Carlos Gutiérrez, conocido por todos sus allegados
–a fuerza de su propia insistencia- como Elvis, está lejos de vivir como un
rey. Reside en una casa humilde y llena de grietas y hongos del Gran Buenos
Aires y trabaja en una fábrica, intercalando esta actividad con shows en
escenarios variopintos que van desde casamientos hasta presentaciones en geriátricos,
pasando por peñas barriales y casinos. Sin embargo, su disposición hacia cada
uno de estos eventos es similar a la de tocar en el Caesar’s Palace, y es que
en la cabeza de Carlos/Elvis, no hay diferencia alguna. Este es quizás el punto
fundamental en lo que se refiere al reto artístico al que debe lanzarse Armando
Bó: el de poder conjugar el marco triste y “realista” de la realidad de Elvis
con el fascinante mundo que se arma en su propia cabeza.
Una de las opciones podría ser la de plantear el
paso de un mundo a otro como dos terrenos paralelos separados por una gruesa
membrana pseudo-onírica (algo más bien común en musicales, encontrando su
versión más dolorosa y descarnada en la insoportablemente triste Bailarina en la oscuridad –Lars von
Trier, 2000), pero Bó intenta zafar de este juego de polaridades, arrojándose a
conjugarlo todo en uno. El riesgo no es sólo temático y emocional, sino también
propiamente cinematográfico, siendo casi, por así decirlo, intentar conjugar
los ásperos entornos del Nuevo Cine Argentino con la dimensión épica y llena de
pirotecnia del cine norteamericano. Algo similar a esta apuesta, pero con un
pasaje de mundos un poco más evidente, se podía ver en la uruguaya La vida útil (Federico Veiroj, 2010),
donde Jorge Jellinek atravesaba un derrotero similar, con una cinematografía
que pasaba de los planos fijos de Sala Dos, de Cinemateca a la reverencia al
cine de la era dorada de Hollywood en el edificio de la Facultad de Derecho.

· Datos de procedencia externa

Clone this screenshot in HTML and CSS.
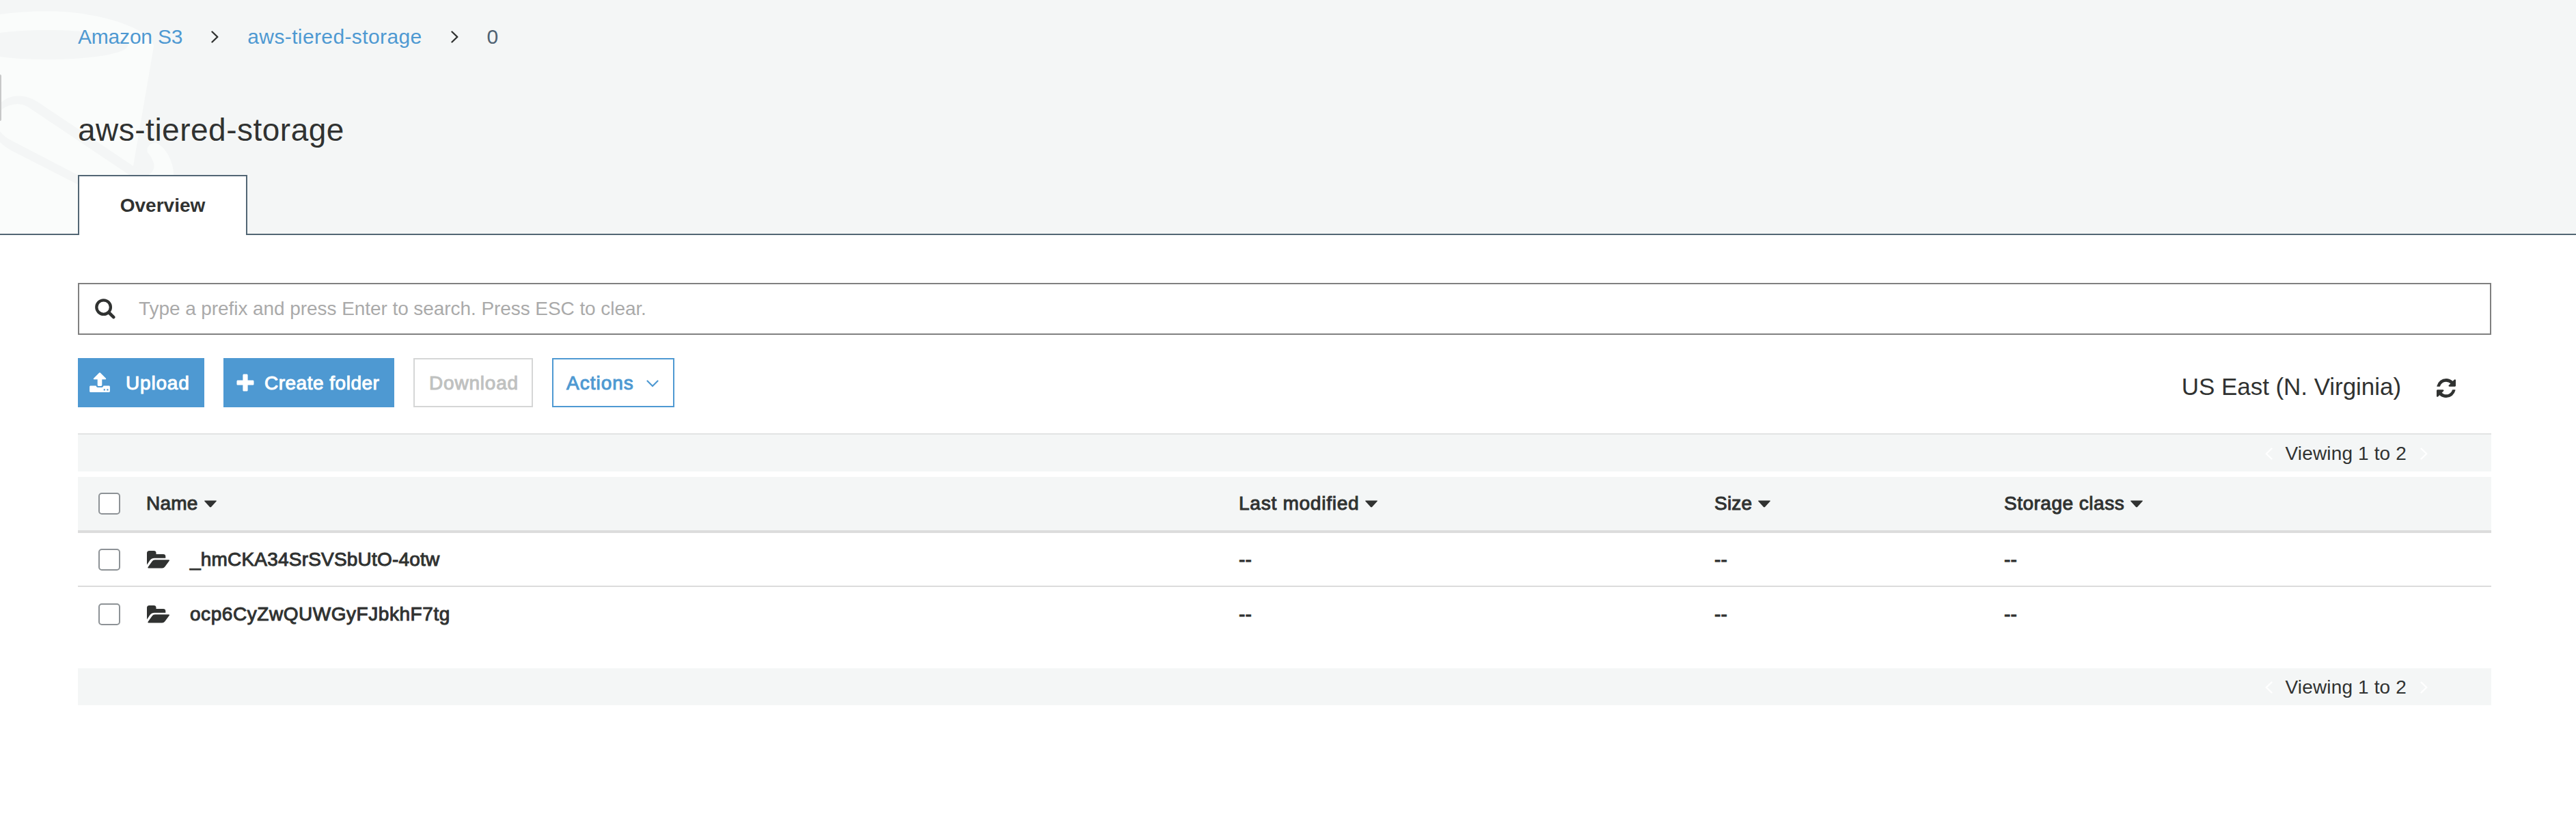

Armando Bó se arroja a tener lo mejor de los dos
mundos y, superando todas las expectativas, lo logra. Las charlas entre él y su
ex esposa Alejandra (Griselda Siciliani), pese a estar enmarcada en su absurdo
mundo de fantasías y referencias (uno pronto entiende que lo que está dentro
del cuerpo de Carlos Gutiérrez es Elvis, y nada más que Elvis –no hay lugar
para un padre, o un esposo) son completamente creíbles, y hasta identificables,
al tiempo que sus presentaciones en vivo son alucinantes, sin intentar, en
ningún momento, sumergirnos puramente en un mundo de fantasía. En el comienzo
del film podemos ver esto, en cómo la cámara, en un travelling que hace acordar
a la famosa entrada por la puerta trasera del bar de Buenos Muchachos (Martin Scorsese, 1990) llega a Elvis cantando “See
see rider”, orbitando alrededor suyo, pero jamás sin perder la fatua presencia
del público, señoras comiendo saladitos, hombres con la corbata floja, algunos
prestando atención, otros hablando de cualquier otra cosa.
Las presentaciones en vivo ocupan los momentos más
emocionantes del film, encontrando en “Unchained Melody” un momento extático,
que no sólo muestra a Mc Inerny como un performer descomunal (llegando a una
dimensión espiritual que lo separa de cualquier burdo imitador), sino que traza
un oscuro, pero logradísimo paralelismo entre la senda vital de Elvis y Carlos.
El
último Elvis resulta ser, entonces, la épica de
una persona completamente dedicada (hasta sus dimensiones más lógicas y
trágicas) a ser aquella persona, en un trayecto representado, pese a lo difícil
de compartir tal fanatismo, con una dignidad tremenda, incluso cuando se acerca
a otros personajes de imitadores como Iggy Pop o Mick Jagger (la escena de la
fiesta, una especie de convención de performers que recuerda aquella comuna de
extraños artistas de Mr. Lonely
–Harmony Korine, 2007). El gran plan, milagroso en su propia lógica, ese al
cual Carlos rodea constantemente, pero del que no llegamos a comprender hasta
el final es, justamente, atravesar el espejo, pasar del otro lado del embudo.